The Murphys inhabited two worlds: the real one, from which they had fled, and an imaginary one amid the gaiety and elegance of the Villa America. In the South of France they were the perfect hosts: affectionate, witty, hospitable and generous to a degree. They offered hospitality, money and encouragement not just to the troublesome Hemingways and Fitzgeralds, but to friends as various as Fernand Leger and Mrs Patrick Campbell. Above all, they were life-enhancers. They had the rare gift of helping those they befriended develop an elevated sense of their own worth; they made them feel special.

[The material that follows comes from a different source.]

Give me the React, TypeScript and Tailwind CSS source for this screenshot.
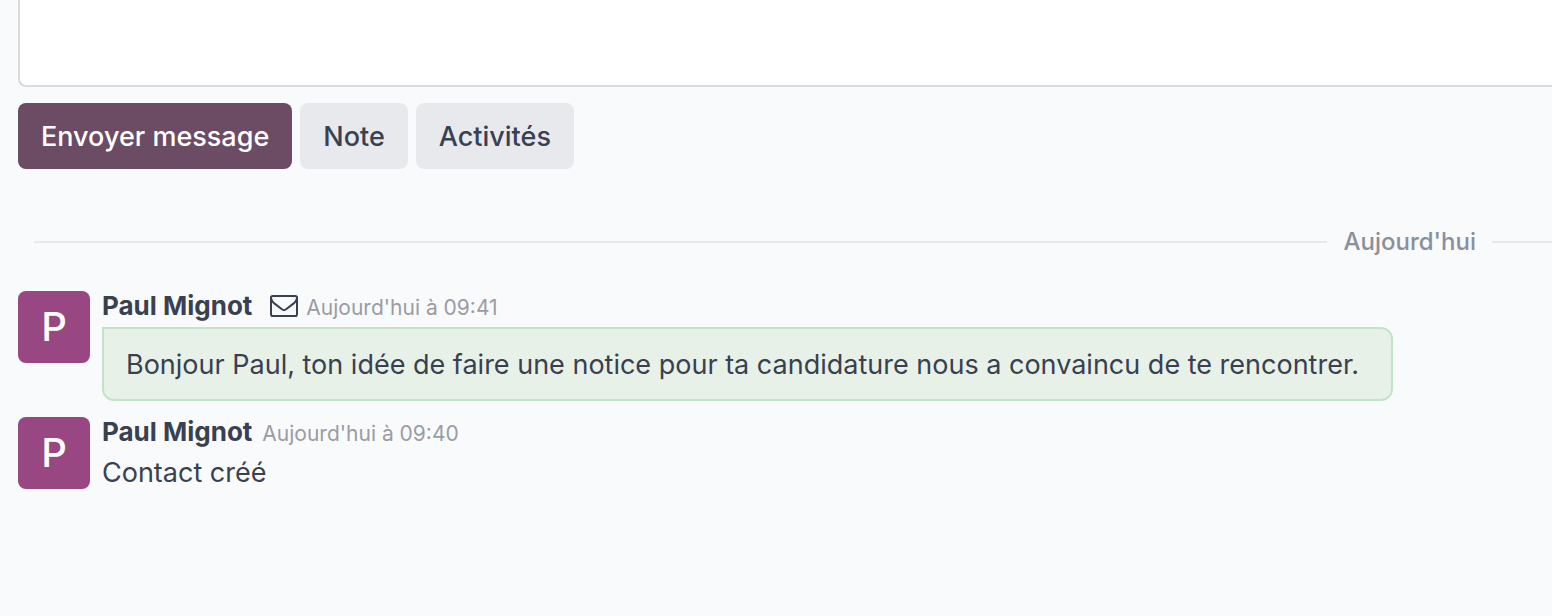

But such paradises have their reverse sides. When Nemesis struck, she did so with cruel vengeance: the Murphys' son, Patrick, was diagnosed as having tuberculosis and Gerald and Sara were obliged to move to Switzerland for the boy's health. In 1929 came the Wall Street crash and the Murphys moved back to America. When their other son, Baoth, died of spinal meningitis even their own devotion to each other seemed to cool, and with Patrick's death in 1937 their fortunes reached a nadir. "The golden bowl is broken indeed," wrote Scott Fitzgerald to the inconsolable Sara, "but it was golden: nothing can ever take those boys away from you now."
Amanda Vaill draws a convincing picture of this minor American tragedy and the world of urbane sophistication in which it was enacted. It could be argued that the Murphys do not quite merit such elaborate treatment; but she is psychologically acute and sensitive in her reconstruction of the age, and she writes beautifully.